When I read the news this morning, the first thing I did was open twitter for the first time in 2 weeks and retweet a bunch of tweets celebrating the Iranian attack on Tel Aviv. It felt cathartic and deserved, like they were finally getting what had been a long time coming and like the genocide might finally stop. And while the Iranian missile attack hasn't even done a fraction of the unimaginable destruction the Zionist entity has inflicted on any of its neighbors, there's still something gnawing at the back of my mind: "Don't ever become like them."
Israel has shown us some of the absolute worst that humanity is capable of. The cruelty and sadism even normal Israeli civilians have displayed towards the Palestinians has been appalling and shocking. But I don't want to believe that the majority of people in Israel are ontologically evil, irredeemable psychopaths, I want to believe that they are normal people at their core. The inhumane hatred they feel for the Palestinian people isn't some unique phenomenon exclusive to Jewish settlers or Republican congressmen, but something any of us could experience for another group of people under the wrong circumstances.
And while it's nowhere near that level, I can't deny that what I'm feeling right now and what I've been feeling for the past 20 months is hate. I hate Israel, I hate everything it has done and continues to do, I hate its fascist leadership, I hate how my own country's government makes me feel like I'm going insane by unconditionally supporting these rabid nazis, and I won't lie, I have developed a certain hatred for Israel's population as well. A part of me would love to see videos of Israelis being thrown out of their stolen homes and suffer even half of what they made the people of Palestine suffer. A part of me wants to see Tel Aviv razed to the ground just like the Gaza strip was.
But I don't want to be like that. Right now the damage done to Israel is negligible, but should it experience serious devastation, I do hope we can remember our humanity. Let it never get to the point where we take our families on a hill and watch other families get massacred for entertainment. Let it never get to the point where we cheer for some IDF general to get murked alongside 7 members of his family. I want to still be able to feel empathy (though not necessarily forgiveness) for people who have lost everything, even if 6 months ago they were supporting ethnic cleansing.

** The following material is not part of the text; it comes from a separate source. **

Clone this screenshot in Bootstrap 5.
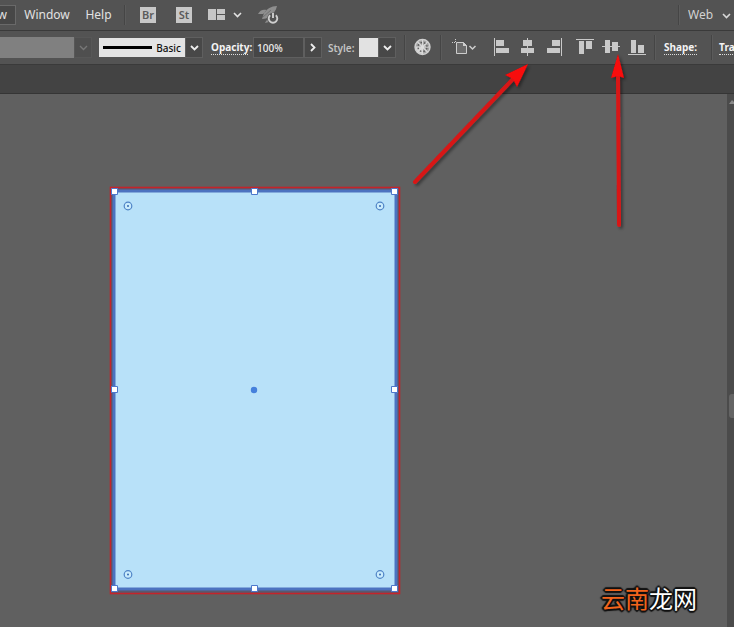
<!DOCTYPE html>
<html lang="en">
<head>
<meta charset="utf-8">
<meta name="viewport" content="width=device-width, initial-scale=1">
<title>Align to artboard</title>
<link href="https://cdn.jsdelivr.net/npm/bootstrap@5.3.0/dist/css/bootstrap.min.css" rel="stylesheet">
<style>
body{background:#606060;color:#e2e2e2;font:12px/16px "Noto Sans","Open Sans",sans-serif}
button,input,select{font:inherit;color:inherit;border:0;padding:0;background:none;border-radius:0}
button{display:flex;align-items:center;justify-content:center;flex:none}
svg{display:block;flex:none}
.menubar,.optbar{background:#535353;white-space:nowrap}
.menubar{height:31px;padding-bottom:1px;border-bottom:1px solid #3a3a3a}
.optbar{height:34px;border-bottom:1px solid #3a3a3a;font-size:10px;line-height:14px}
.tabstrip{height:29px;background:#434343;border-bottom:1px solid #353535}
.menu-open{width:16px;height:20px;background:#474747;border:1px solid #696969;border-left:0;overflow:hidden;justify-content:flex-end;padding-right:8px}
.menu-window{margin-left:8px;width:46px}
.menu-help{margin-left:15px;width:27px}
.rule{width:1px;height:20px;background:#454545;border-right:1px solid #5b5b5b;box-sizing:content-box;flex:none}
.optbar .rule{height:25px}
.rule-a{margin:0 14px 0 12px}
.tile{width:16px;height:16px;background:#c8c8c8;color:#5b5b5b;font:600 11px/16px "Noto Sans",sans-serif}
.tile-gap{margin-left:20px}
.grid-btn{margin-left:16px}
.rocket{margin-left:15px}
.workspace{width:26px;appearance:none;color:#d2d2d2}
.ws-chev{margin-right:3px}
.drop{width:18px;height:21px;background:#484848;border:1px solid #5f5f5f}
.drop.off{background:#4f4f4f;border-color:#575757}
.blank{width:74px;height:21px;background:#808080;appearance:none;flex:none}
.brush{width:86px;height:19px;background:#e4e4e4;color:#111;margin-left:7px;font-weight:500}
.dotted{color:#f4f4f4;font-weight:700;text-decoration:none;border-bottom:1px dotted #ddd;line-height:13px;flex:none}
.opacity-lab{margin-left:8px;width:37px}
.pct{width:51px;height:21px;background:#464646;border:1px solid #5f5f5f;padding-left:3px;color:#eee;margin-left:5px;flex:none;font-weight:500}
.style-lab{margin:0 6px;width:25px;color:#c4c4c4;font-weight:600}
.swatch{width:19px;height:19px;background:#e2e2e2}
.al{margin-left:10px}
.art{margin-left:6px}
.grp{margin-left:14px}
.stage{min-height:calc(100vh - 94px)}
.board{padding:92px 0 32px 109px}
.vbar{width:7px;background:#4b4b4b;flex:none}
.grip{width:5px;height:24px;background:#646464;border-radius:3px 0 0 3px;margin-bottom:209px}
.arrows{left:0;top:0;pointer-events:none}
.stamp{right:37px;bottom:13px;font:400 24px/32px "Noto Sans CJK SC",sans-serif;color:#fff;
text-shadow:-1px -1px 1px #111,1px -1px 1px #111,-1px 1px 1px #111,1px 1px 1px #111,2px 0 1px #111,-2px 0 1px #111,0 2px 1px #111,0 -2px 1px #111}
.stamp span{color:#f2641c}
</style>
<script src="https://cdn.jsdelivr.net/npm/bootstrap@5.3.0/dist/js/bootstrap.bundle.min.js"></script>
</head>
<body>
<div class="position-relative min-vh-100 overflow-hidden">
<nav class="menubar d-flex align-items-center" aria-label="Menu">
  <button class="menu-open">w</button>
  <button class="menu-window">Window</button>
  <button class="menu-help">Help</button>
  <span class="rule rule-a"></span>
  <button class="tile">Br</button>
  <button class="tile tile-gap">St</button>
  <button class="grid-btn" aria-label="Arrange documents">
    <svg width="35" height="16"><path fill="#c6c6c6" d="M0 2h8v11H0zM9 2h8v5H9zM9 8h8v5H9z"/><path d="M26 6l3.500 3.500L33 6" fill="none" stroke="#e2e2e2" stroke-width="1.600"/></svg>
  </button>
  <button class="rocket" aria-label="GPU performance">
    <svg width="22" height="20" viewBox="0 0 22 20"><path fill="#8e8e8e" d="M19 1C13 1 9 4 6 8L4 14c3 0 5-1 7-2 4-3 7-6 8-11zM0 9c2-4 5-5 9-4L5 9zM7 18c1-2 2-4 5-5l-1 4z"/><path d="M5 12l8-7" stroke="#727272"/><circle cx="15" cy="13.500" r="5.800" fill="#535353"/><path d="M12.200 10.200a4.300 4.300 0 1 0 5.600 0M15 8v5" fill="none" stroke="#cfcfcf" stroke-width="1.900"/></svg>
  </button>
  <span class="rule ms-auto me-2"></span>
  <select class="workspace me-2" aria-label="Workspace"><option>Web</option></select>
  <svg class="ws-chev" width="9" height="8"><path d="M1 3l3.500 3.500L8 3" fill="none" stroke="#d8d8d8" stroke-width="1.600"/></svg>
</nav>
<div class="optbar d-flex align-items-center" role="toolbar" aria-label="Control">
  <select class="blank" aria-label="Width profile" disabled></select>
  <button class="drop off" disabled aria-label="Profile list"><svg width="9" height="8"><path d="M1 2l3.500 3.500L8 2" fill="none" stroke="#777" stroke-width="1.400"/></svg></button>
  <button class="brush"><svg width="49" height="3" class="me-1"><path d="M0 0h49v3H0z"/></svg>Basic</button>
  <button class="drop" aria-label="Brush list"><svg width="9" height="8"><path d="M1 2l3.500 3.500L8 2" fill="none" stroke="#eee" stroke-width="1.800"/></svg></button>
  <a href="#opacity" class="dotted opacity-lab">Opacity:</a>
  <input class="pct" id="opacity" aria-label="Opacity" value="100%">
  <button class="drop" aria-label="Opacity slider"><svg width="8" height="9"><path d="M2 1l3.500 3.500L2 8" fill="none" stroke="#eee" stroke-width="1.800"/></svg></button>
  <span class="style-lab">Style:</span>
  <button class="swatch" aria-label="Graphic style"></button>
  <button class="drop" aria-label="Style list"><svg width="9" height="8"><path d="M1 2l3.500 3.500L8 2" fill="none" stroke="#eee" stroke-width="1.800"/></svg></button>
  <span class="rule mx-2"></span>
  <button class="me-2" aria-label="Recolor artwork">
    <svg width="18" height="19" viewBox="-8.500 -9 18 19"><circle r="7.500" fill="#a2a2a2" stroke="#d0d0d0" stroke-width="1.400"/><path fill="#d4d4d4" d="M0 0L-7 0A7 7 0 0 0 0 7z"/><path d="M0-7V7M-7 0H7M-5-5L5 5M-5 5L5-5" stroke="#dadada" stroke-width="1.200"/><circle r="4.500" fill="none" stroke="#5c5c5c" stroke-width="1.400" stroke-dasharray="1.500 2.034" stroke-dashoffset="-1"/><circle r="1.500" fill="#ddd"/></svg>
  </button>
  <span class="rule me-1"></span>
  <button class="art" aria-label="Align to">
    <svg width="26" height="19" viewBox="0 0 26 19"><path d="M4.500 4.500h7l3 3v8h-10z" fill="#6c6c6c" stroke="#cdcdcd"/><path d="M11 4v4h4z" fill="#cdcdcd"/><path d="M0 4.500h4M3.500 1v3" stroke="#cdcdcd" stroke-dasharray="1 1"/><path d="M17.500 8l3 3 3-3" fill="none" stroke="#cdcdcd" stroke-width="1.500"/></svg>
  </button>
  <button class="ms-3" aria-label="Align left"><svg width="16" height="19"><path fill="#c9c9c9" d="M0 0h1v18H0zM2 2h8v6H2zM2 10h13v5H2z"/></svg></button>
  <button class="al" aria-label="Align horizontal centers"><svg width="16" height="19"><path fill="#c9c9c9" d="M7 0h1v18H7zM3 2h9v6H3zM1 10h13v5H1z"/></svg></button>
  <button class="al" aria-label="Align right"><svg width="16" height="19"><path fill="#c9c9c9" d="M15 0h1v18h-1zM6 2h8v6H6zM1 10h13v5H1z"/></svg></button>
  <button class="grp" aria-label="Align top"><svg width="18" height="19"><path fill="#c9c9c9" d="M0 1h18v1H0zM3 3h5v13H3zM10 3h6v8h-6z"/></svg></button>
  <button class="ms-2" aria-label="Align vertical centers"><svg width="18" height="19"><path fill="#c9c9c9" d="M0 8h18v1H0zM3 2h5v13H3zM10 4h6v9h-6z"/></svg></button>
  <button class="ms-2" aria-label="Align bottom"><svg width="18" height="19"><path fill="#c9c9c9" d="M0 16h18v1H0zM3 2h5v13H3zM10 7h6v8h-6z"/></svg></button>
  <span class="rule ms-2 me-2"></span>
  <a href="#shape" class="dotted">Shape:</a>
  <span class="rule grp art-rule"></span>
  <a href="#transform" class="dotted art">Transform</a>
</div>
<div class="tabstrip"></div>
<main class="stage d-flex justify-content-between">
  <div class="board">
    <svg width="292" height="409" viewBox="109 186 292 409" role="img" aria-label="Selected rectangle on artboard">
      <rect x="110.500" y="187.500" width="289" height="406" fill="#59596d" stroke="#c4242a" stroke-width="1.600"/>
      <rect x="114" y="191" width="282" height="398" fill="#b8e1f9" stroke="#4c72c0" stroke-width="3"/>
      <g fill="#fff" stroke="#4c78cc">
        <path d="M111.500 188.500h6v6h-6zM251.500 188.500h6v6h-6zM391.500 188.500h6v6h-6zM111.500 386.500h6v6h-6zM391.500 386.500h6v6h-6zM111.500 585.500h6v6h-6zM251.500 585.500h6v6h-6zM391.500 585.500h6v6h-6z"/>
      </g>
      <g fill="#c9ebfc" stroke="#4e83c6" stroke-width="1.200"><circle cx="128" cy="206" r="3.800"/><circle cx="380" cy="206" r="3.800"/><circle cx="128" cy="574.500" r="3.800"/><circle cx="380" cy="574.500" r="3.800"/></g>
      <g fill="#3569b0"><circle cx="128" cy="206" r="1"/><circle cx="380" cy="206" r="1"/><circle cx="128" cy="574.500" r="1"/><circle cx="380" cy="574.500" r="1"/></g>
      <circle cx="254" cy="390" r="3.200" fill="#4580dc"/>
    </svg>
  </div>
  <div class="vbar d-flex flex-column justify-content-between align-items-end">
    <svg width="5" height="12"><path d="M0 10l3-4 2 2v2z" fill="#8a8a8a"/></svg>
    <div class="grip"></div>
  </div>
</main>
<svg class="arrows position-absolute" width="660" height="240" aria-hidden="true">
  <defs><filter id="sh" filterUnits="userSpaceOnUse" x="400" y="40" width="260" height="200"><feDropShadow dx="2" dy="2" stdDeviation="1.500" flood-color="#000" flood-opacity=".4"/></filter></defs>
  <g filter="url(#sh)">
    <path d="M415 182L514 78" stroke="#d81618" stroke-width="4" stroke-linecap="round"/><path d="M528 64L517 87L513 79L505 75z" fill="#f80808"/>
    <path d="M619 225L618 76" stroke="#d81618" stroke-width="4" stroke-linecap="round"/><path d="M618 54L624 78L618 76L611 78z" fill="#f80808"/>
  </g>
</svg>
<div class="stamp position-absolute" lang="zh"><span>云南</span>龙网</div>
</div>
</body>
</html>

I don't wanna chastise anyone for joking about Tel Aviv getting nuked or for telling Israelis going "oh noo bomb shelterinos" on TikTok to pound sand. It's one thing to say that while Israel is still the dominant force and receiving unconditional support from the West. But when the point comes where the Zionist entity has been defeated (inshallah it will be soon), I hope we can restrain ourselves from indulging in cruelty and sadism. Nobody, not even Benjamin Netanyahu or Itamar Ben-Gvir, deserves having to pick up a family member's remains and stuff them in a plastic bag. Even the most despicable Zionist you can think of deserves better than what the Palestinians are going through.
Sorry for the ramble, this has been going through my mind all day. Also main I guess.
True and yet also true of Waffen SS. Of Auschwitz guards, of many leadership in Nazi Germany so it rings a bit hollow and academic. In the sense that they were not born this way and if plucked by time travel at age 6 into the USSR and the red army they would have been entirely different individuals. These aren't demons summoned from beyond but humans. But their choices make them monsters as do their thoughts and support of these criminal acts.
Our hate for them is pure. It's not a hate born of who they were born as but who they chose to be. As Marx said, we will not apologize for the terror.
The only innocents are underage children, perhaps those under 24 or so as well as you can't necessarily instantly leave a place once you hit 19, you need money, resources, job prospects. But you can't make an omelet without breaking some eggs, empires don't fall without good people suffering too. Blowing up the death star may have killed some slaves or janitors who didn't even want to be there and were just trying to work through yet it was the correct thing to do. Shelling Berlin resulted in some kids dying, some people who probably hated the Nazi regime dying, yet it wasn't avoidable, their deaths, their blood is not on our hands and should not be on our conscious, it is on their neighbors and those of the majority around them who supported and created this. We are blameless for taking action to put them down and should feel no guilt over the matter. We should feel relief at the deaths of the fascists and should shrug at the few innocents lost among them, writing them down not as victims of us but of fascism.
We, I, will save pity and sadness and empathy for Gazans, for the Palestinian victims of the genocide, for Iranians now suffering and probably going to suffer more from this war, for those in Lebanon, for the resistance in Yemen and elsewhere. There's not room in my heart for sympathy for the perpetrators, for the aggressors.